13. The display device of claim 12, wherein the boundary between the plurality of first pixel blocks and the boundary between the plurality of second pixel blocks are periodically changed.

14. The display device of claim 12, wherein the boundary between the plurality of first pixel blocks and the boundary between the plurality of second pixel blocks are changed on a per-frame basis.

15. The display device of claim 12, wherein the boundary between the plurality of first pixel blocks is randomly set within a predetermined boundary range, and

wherein the boundary between the plurality of second pixel blocks is randomly set within the predetermined boundary range.

16. The display device of claim 12, wherein the boundary between the plurality of first pixel blocks is randomly set within a predetermined boundary range on a per-frame basis, and

wherein the boundary between the plurality of second pixel blocks is randomly set within the predetermined boundary range on the per-frame basis.

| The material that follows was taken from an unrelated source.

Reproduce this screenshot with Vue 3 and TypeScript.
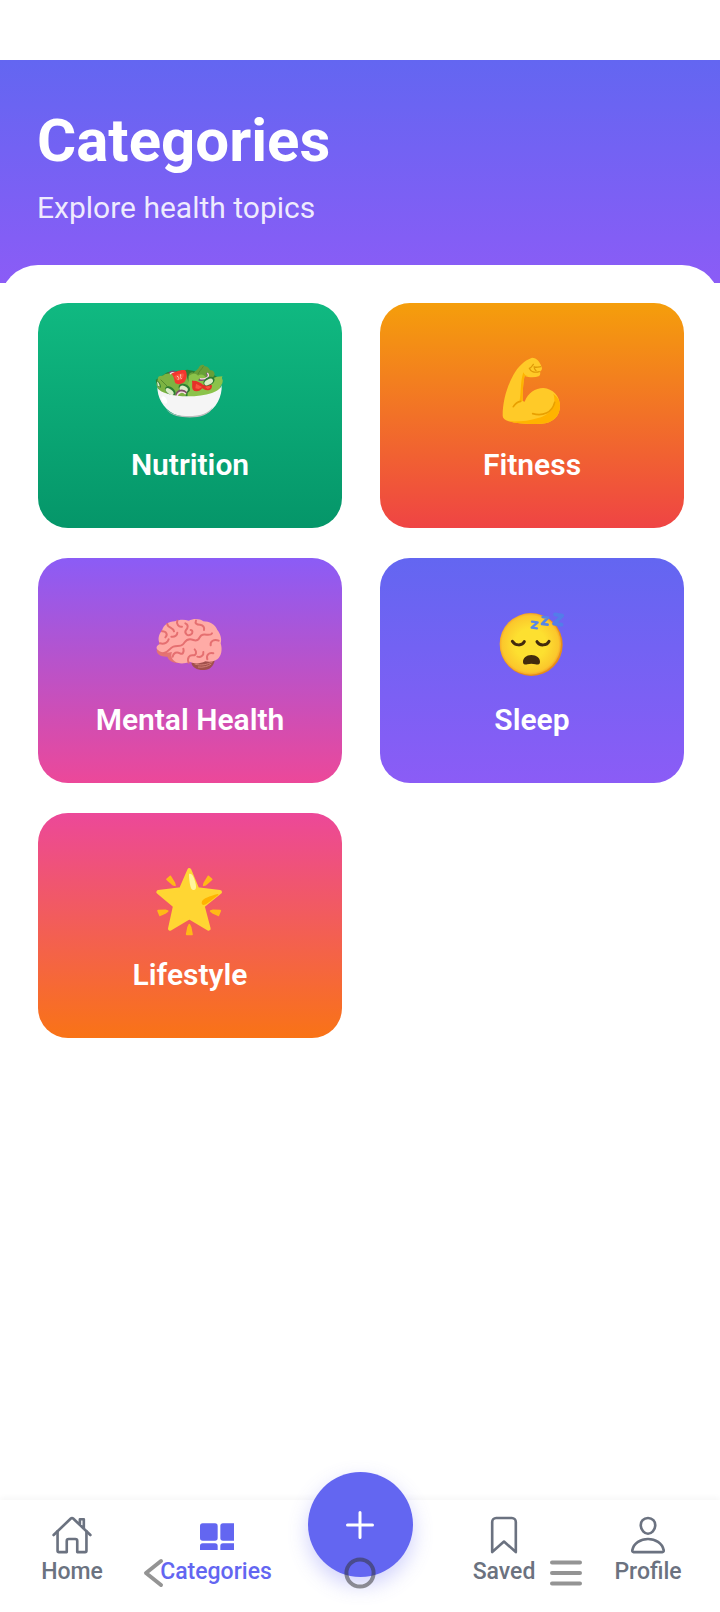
<script setup lang="ts">
interface Category {
  id: string
  name: string
}

interface Tab {
  id: string
  label: string
}

const categories: Category[] = [
  { id: 'nutrition', name: 'Nutrition' },
  { id: 'fitness', name: 'Fitness' },
  { id: 'mental', name: 'Mental Health' },
  { id: 'sleep', name: 'Sleep' },
  { id: 'lifestyle', name: 'Lifestyle' },
]

const leftTabs: Tab[] = [
  { id: 'home', label: 'Home' },
  { id: 'categories', label: 'Categories' },
]

const rightTabs: Tab[] = [
  { id: 'saved', label: 'Saved' },
  { id: 'profile', label: 'Profile' },
]

const activeTab = 'categories'
</script>

<template>
  <div class="screen">
    <header class="header">
      <h1 class="title">Categories</h1>
      <p class="subtitle">Explore health topics</p>
    </header>

    <main class="sheet">
      <div class="grid">
        <button v-for="c in categories" :key="c.id" type="button" class="card" :class="c.id">
          <!-- Salad bowl -->
          <svg v-if="c.id === 'nutrition'" class="emoji" viewBox="0 0 300 270" aria-hidden="true">
            <path fill="#2e7d32" d="M48 104l6 32 60 22 120-14 12-38-20-14-30-8-54-10-60 8z" />
            <path fill="#689f38" d="M146 92c2-10 12-12 16-8 2-8 10-8 14-16 4-10 16-12 18-4 8-2 14 6 16 12 8-2 14 4 14 12l-14 30h-60z" />
            <path fill="#7cb342" d="M50 122c-2-10 4-16 4-24 4-8 14-2 20-10 8-4 18-2 24-2 14-8 32-6 40 2 4 10 6 22 10 28l-12 40-70-8z" />
            <path fill="#8bc34a" d="M146 94c8-10 22-10 28-2 8-6 18-4 22 4l20 6c8-6 20-8 32-8-6 6 2 10 0 16 0 8-8 12-8 20l-8 22-90 8z" />
            <path fill="#7cb342" d="M86 100c14 4 20 14 30 18l12 34-40-6z" />
            <path fill="none" stroke="#558b2f" stroke-width="3" d="M190 64c-4 8-14 16-16 24M156 108c12 4 12 18 8 30M62 104l20 20" />
            <path fill="none" stroke="#795077" stroke-width="6" d="M88 84c8-8 20-4 22 2M200 84c12 12-4 24-24 20" />
            <path fill="none" stroke="#f8dfe5" stroke-width="4" d="M90 87c7-6 14-4 17 0M202 84c10 10-4 20-22 17" />
            <path fill="#f4362f" d="M94 86c10-4 30-14 42-10 6 8 6 24-2 34-8 8-22 10-28 4-4-8-2-18-12-28z" />
            <path fill="#f9553f" d="M103 94c10-8 22-10 28-8 2 8-4 18-12 20-8 2-13-4-16-12z" />
            <path stroke="#ffccbc" stroke-width="3" stroke-linecap="round" d="M112 94l4 3M122 89v5M114 103l3-2M124 101l-2-3" />
            <path fill="#e53128" d="M156 108c12-2 24 4 34 12 8-4 18-8 26 2 0 8-4 14-14 14-8 0-10-4-16-6-4 8-18 12-26 6-6-8-2-18-4-28z" />
            <path fill="#f9553f" d="M168 116l18 10-10 6-10-2zM196 126l12-4 3 6-8 4z" />
            <ellipse cx="207" cy="109" rx="18" ry="12" fill="#2e7d32" transform="rotate(-28 207 109)" />
            <ellipse cx="206" cy="111" rx="14" ry="8" fill="#dcedc8" transform="rotate(-28 206 111)" />
            <ellipse cx="133" cy="130" rx="18" ry="13" fill="#2e7d32" transform="rotate(25 133 130)" />
            <ellipse cx="131" cy="132" rx="13" ry="9" fill="#dcedc8" transform="rotate(25 131 132)" />
            <path fill="none" stroke="#7f4d67" stroke-width="7" d="M109 152c2-16 20-20 30-8" />
            <path fill="none" stroke="#f8dfe5" stroke-width="4" d="M111 153c3-12 18-16 26-6" />
            <ellipse cx="91" cy="138" rx="18" ry="11" fill="#2e7d32" transform="rotate(38 91 138)" />
            <ellipse cx="89" cy="140" rx="14" ry="7" fill="#dcedc8" transform="rotate(38 89 140)" />
            <path fill="#2e7d32" d="M47 104c10 4 16 12 16 24l-10-4z" />
            <path fill="#dcedc8" d="M51 109c6 5 8 10 8 16l-6-3z" />
            <path fill="#f5f5f5" d="M52 122c0 12 12 18 30 24 40 12 96 10 134-2 14-5 26-12 29-24 2 34-16 72-48 86-26 12-70 12-96 0-32-16-50-50-49-84z" />
            <path fill="#bdbdbd" d="M78 193c12 10 20 14 32 17 26 5 60 4 80-3 12-5 20-10 28-20-4 14-24 27-46 29-22 3-48 1-62-3-14-4-26-11-32-20z" />
            <ellipse cx="73" cy="165" rx="7" ry="12" fill="#fff" transform="rotate(-28 73 165)" />
          </svg>

          <!-- Flexed biceps -->
          <svg v-else-if="c.id === 'fitness'" class="emoji" viewBox="6 0 300 270" aria-hidden="true">
            <path fill="#ffca28" d="M68 212c0-42 12-86 32-122 14-26 34-44 56-52 14 0 26 14 30 32 0 6-4 8-6 10 2 6 0 12-4 14-12 4-30 4-42-2-4 18-6 40-6 76l6 2c10-26 32-41 56-41 28 2 50 24 50 54 0 30-22 52-56 53-38 2-72 0-98-7-12-4-18-10-18-17z" />
            <path fill="#ffb300" d="M220 146c14 11 20 22 20 37 0 30-22 52-56 53-40 2-74 0-96-7 32 1 60-1 86-10 36-9 58-36 46-73z" />
            <path fill="#ffb300" d="M130 82c4 8 8 11 16 12-8 0-10-1-12-2-4 18-6 40-6 76l-10 2c6-20 2-60 12-88z" />
            <path fill="none" stroke="#e9a000" stroke-width="5" stroke-linecap="round" d="M100 185c6-10 12-15 22-16M158 206c30 8 58-2 66-34" />
            <path fill="none" stroke="#df9a08" stroke-width="4" stroke-linecap="round" stroke-linejoin="round" d="M160 58c-4 6-6 10-12 12M148 70c4 10 16 14 30 10M162 66c6 2 14 0 20-1M163 66c-1 5 2 8 5 11" />
          </svg>

          <!-- Brain -->
          <svg v-else-if="c.id === 'mental'" class="emoji" viewBox="0 0 300 270" aria-hidden="true">
            <path fill="#a1504c" d="M154 188c2 14 18 23 38 22 18-1 28-12 32-28l-30-8z" />
            <path fill="none" stroke="#d17f75" stroke-width="3" d="M164 192c20 6 38 2 54-7M174 201c16 2 30-2 40-9" />
            <path fill="#e57373" d="M56 138l-6 12c0 14 14 21 32 20 6 14 20 21 38 18l30-24z" />
            <path fill="#ffaba6" d="M60 132c-8-14-4-30 6-40 4-16 20-28 38-28 14-6 30-6 42-2 16-8 34-6 44 2 18 0 36 10 42 26 10 12 14 28 10 40 6 20 2 38-10 48-10 8-24 8-36 6-16 8-32 8-46 2-18 6-36 6-46-2-10-8-12-18-8-28-18 4-34 2-42-6-8-6-4-14 6-18z" />
            <g fill="none" stroke="#e56f70" stroke-width="6" stroke-linecap="round" stroke-linejoin="round">
              <path d="M66 94c14 0 18 10 10 18M82 72c0 12 18 10 20 22M112 62c-4 10 4 20 14 18M94 110c10 2 18-4 18-12M60 130c14 4 24-4 26-12" />
              <path d="M70 160c16-2 18-16 30-20s22 2 30-8 8-14 20-14c10 0 14 6 22 2s6-14 16-16 24 4 28-4" />
              <path d="M136 70c10 4 8 14 2 20-6 8 4 20 14 14 8-4 6-14 0-14M168 62c-4 8 2 12 12 12 10 2 14 8 12 16M236 122c-14-6-26 2-24 14" />
              <path d="M98 170c2-12 12-16 22-10s12-8 10-14M146 188c-6-14 2-24 14-22 10 0 10-12 4-18M172 170c10 4 20-4 18-14M202 178c-4-12 4-22 18-18" />
            </g>
          </svg>

          <!-- Sleeping face -->
          <svg v-else-if="c.id === 'sleep'" class="emoji" viewBox="6 0 300 270" aria-hidden="true">
            <defs>
              <radialGradient id="face-fill" cx="0.5" cy="0.5" r="0.5">
                <stop offset="0.5" stop-color="#fde030" />
                <stop offset="0.92" stop-color="#fbc72c" />
                <stop offset="1" stop-color="#f5a72a" />
              </radialGradient>
            </defs>
            <circle cx="154" cy="134" r="94" fill="#e88d17" />
            <circle cx="151" cy="132" r="92" fill="url(#face-fill)" />
            <path fill="none" stroke="#422b0d" stroke-width="9" stroke-linecap="round" d="M97 124c8 14 30 14 36 1M171 125c8 14 30 12 36-1" />
            <path fill="#422b0d" d="M154 165c16 0 26 9 26 20 0 9-7 10-14 8-8-2-16-2-24 0-7 2-13 0-13-7 0-12 10-21 25-21z" />
            <g fill="none" stroke-linejoin="round" stroke-linecap="round">
              <path stroke="#5685e8" stroke-width="7" d="M156 65l17 2-18 16 16 2" />
              <path stroke="#5685e8" stroke-width="8" d="M188 51l16 2-18 19 17 2" />
              <path stroke="#537de9" stroke-width="11" d="M225 43l22 4-25 24 23 3" />
            </g>
          </svg>

          <!-- Glowing star -->
          <svg v-else class="emoji" viewBox="0 0 300 270" aria-hidden="true">
            <g fill="#ffb917" stroke="#ffb917" stroke-width="5" stroke-linejoin="round">
              <path d="M81 73l10-9 12 20 2 7-6-2zM215 73l-10-9-12 20-2 7 6-2zM54 167l22-1 7 2-6 5-17 8zM241 167l-22-1-7 2 6 5 17 8zM148 209l4 8 4 21h-16l4-21z" />
            </g>
            <path fill="#ffd633" stroke="#ffd633" stroke-width="12" stroke-linejoin="round" d="M148 45l24 58 68 8-52 42 18 68-58-34-58 34 15-68-50-42 68-8z" />
            <path fill="#ffb300" d="M186 139c4-9 22-15 47-22 3 0 3 3 1 4-22 16-34 29-44 29-5 0-6-6-4-11z" />
            <path fill="#fff59d" d="M149 56c5 0 10 4 13 14 5 14 8 26 5 32-3 5-10 4-13-1-4-8-7-30-7-42 0-2 0-3 2-3z" />
          </svg>
          <span class="card-label">{{ c.name }}</span>
        </button>
      </div>
    </main>

    <nav class="tabbar" aria-label="Main">
      <button v-for="t in leftTabs" :key="t.id" type="button" class="tab" :class="{ active: t.id === activeTab }">
        <svg v-if="t.id === 'home'" class="tab-icon" viewBox="0 0 512 512" aria-hidden="true">
          <path d="M80 212v236a16 16 0 0016 16h96V328a24 24 0 0124-24h80a24 24 0 0124 24v136h96a16 16 0 0016-16V212" />
          <path d="M480 256L266.89 52c-5-5.28-16.69-5.34-21.78 0L32 256M400 179V64h-48v69" />
        </svg>
        <svg v-else class="tab-icon solid" viewBox="0 0 126 126" aria-hidden="true">
          <path d="M23 28h37a8 8 0 018 8v36a8 8 0 01-8 8H23a8 8 0 01-8-8V36a8 8 0 018-8z" />
          <path d="M84 28h33v52H84a8 8 0 01-8-8V36a8 8 0 018-8z" />
          <path d="M23 88h37a8 8 0 018 8v12H15V96a8 8 0 018-8zM84 88h33v20H76V96a8 8 0 018-8z" />
        </svg>
        <span class="tab-label">{{ t.label }}</span>
      </button>

      <div class="fab-slot">
        <button type="button" class="fab" aria-label="Add">
          <svg class="fab-icon" viewBox="0 0 28 28" aria-hidden="true">
            <path d="M14 1.5v25M1.5 14h25" />
          </svg>
        </button>
      </div>

      <button v-for="t in rightTabs" :key="t.id" type="button" class="tab">
        <svg v-if="t.id === 'saved'" class="tab-icon" viewBox="0 0 512 512" aria-hidden="true">
          <path d="M352 48H160a48 48 0 00-48 48v368l144-128 144 128V96a48 48 0 00-48-48z" />
        </svg>
        <svg v-else class="tab-icon" viewBox="0 0 512 512" aria-hidden="true">
          <path d="M344 144c-3.92 52.87-44 96-88 96s-84.15-43.12-88-96c-4-55 35-96 88-96s92 42 88 96z" />
          <path d="M256 304c-87 0-175.3 48-191.64 138.6C62.39 453.52 68.57 464 80 464h352c11.44 0 17.62-10.48 15.64-21.4C431.3 352 343 304 256 304z" />
        </svg>
        <span class="tab-label">{{ t.label }}</span>
      </button>
    </nav>

    <!-- Device navigation buttons float over the tab bar -->
    <div class="system-nav">
      <button type="button" class="system-button" aria-label="Back">
        <svg viewBox="0 0 36 36" aria-hidden="true"><path d="M25 6L10 18l15 12" /></svg>
      </button>
      <button type="button" class="system-button" aria-label="Home screen">
        <svg viewBox="0 0 36 36" aria-hidden="true"><circle cx="18" cy="18" r="13.6" /></svg>
      </button>
      <button type="button" class="system-button" aria-label="Recent apps">
        <svg viewBox="0 0 36 36" aria-hidden="true"><path d="M4 7.5h28M4 18h28M4 28.5h28" /></svg>
      </button>
    </div>
  </div>
</template>

<style>
body {
  margin: 0;
  background: #fff;
}
</style>

<style scoped>
.screen {
  box-sizing: border-box;
  min-height: 100vh;
  display: flex;
  flex-direction: column;
  padding-top: 60px;
  background: #fff;
  font-family: Roboto, "Liberation Sans", sans-serif;
}

button {
  border: 0;
  margin: 0;
  padding: 0;
  background: none;
  font-family: inherit;
  cursor: pointer;
}

svg {
  display: block;
}

.header {
  padding: 45px 37px 55px;
  background: linear-gradient(180deg, #6366f1, #8b5cf6);
  color: #fff;
}

.title {
  margin: 0 0 11px;
  font-size: 60px;
  line-height: 72px;
  font-weight: 700;
}

.subtitle {
  margin: 0;
  font-size: 30px;
  line-height: 40px;
  color: rgba(255, 255, 255, 0.88);
}

.sheet {
  flex: 1;
  margin-top: -18px;
  padding: 38px 36px 38px 38px;
  border-radius: 38px 38px 0 0;
  background: #fff;
}

.grid {
  display: grid;
  grid-template-columns: 1fr 1fr;
  gap: 30px 38px;
}

.card {
  display: flex;
  flex-direction: column;
  align-items: center;
  gap: 10px;
  padding: 42px 16px 43px;
  border-radius: 30px;
  color: #fff;
}

.nutrition { background: linear-gradient(180deg, #10b981, #059669); }
.fitness { background: linear-gradient(180deg, #f59e0b, #ef4444); }
.mental { background: linear-gradient(180deg, #8b5cf6, #ec4899); }
.sleep { background: linear-gradient(180deg, #6366f1, #8b5cf6); }
.lifestyle { background: linear-gradient(180deg, #ec4899, #f97316); }

.emoji {
  width: 100px;
  height: 90px;
}

.card-label {
  font-size: 30px;
  line-height: 40px;
  font-weight: 600;
}

.tabbar {
  position: sticky;
  bottom: 0;
  display: flex;
  align-items: flex-start;
  padding: 14px 0 26px;
  background: #fff;
  box-shadow: 0 -2px 6px rgba(0, 0, 0, 0.04);
}

.tab {
  flex: 1;
  display: flex;
  flex-direction: column;
  align-items: center;
  gap: 2px;
  color: #6b7280;
}

.tab.active {
  color: #6366f1;
}

.tab-icon {
  width: 42px;
  height: 42px;
  fill: none;
  stroke: currentColor;
  stroke-width: 32;
  stroke-linecap: round;
  stroke-linejoin: round;
}

.tab-icon.solid {
  fill: currentColor;
  stroke: none;
}

.tab-label {
  font-size: 23px;
  line-height: 28px;
  font-weight: 500;
}

.fab-slot {
  flex: 1;
  height: 72px;
  display: flex;
  align-items: flex-end;
  justify-content: center;
}

.fab {
  flex: none;
  display: flex;
  align-items: center;
  justify-content: center;
  width: 105px;
  height: 105px;
  margin-bottom: 9px;
  border-radius: 50%;
  background: #6366f1;
  box-shadow: 0 8px 20px rgba(99, 102, 241, 0.3);
}

.fab-icon {
  width: 28px;
  height: 28px;
  fill: none;
  stroke: #fff;
  stroke-width: 3;
  stroke-linecap: round;
}

.system-nav {
  position: fixed;
  right: 0;
  bottom: 0;
  left: 0;
  display: flex;
  align-items: center;
  height: 78px;
  padding: 0 7%;
  pointer-events: none;
}

.system-button {
  flex: 1;
  display: flex;
  justify-content: center;
}

.system-button svg {
  width: 36px;
  height: 36px;
  fill: none;
  stroke: rgba(50, 50, 50, 0.52);
  stroke-width: 4;
  stroke-linecap: round;
  stroke-linejoin: round;
  pointer-events: auto;
}
</style>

17. The display device of claim 12, further comprising:

the timing controller configured to control the first data driver, the second data driver and the gate driver, to provide a first transfer pulse to the first data driver, and to provide a second transfer pulse to the second data driver,

wherein a pulse width of the first transfer pulse is increased as distances of the plurality of pixels within each of the plurality of first pixel blocks from the first data driver increase, and

wherein a pulse width of the second transfer pulse is increased as distances of the plurality of pixels within each of the plurality of second pixel blocks from the second data driver increase.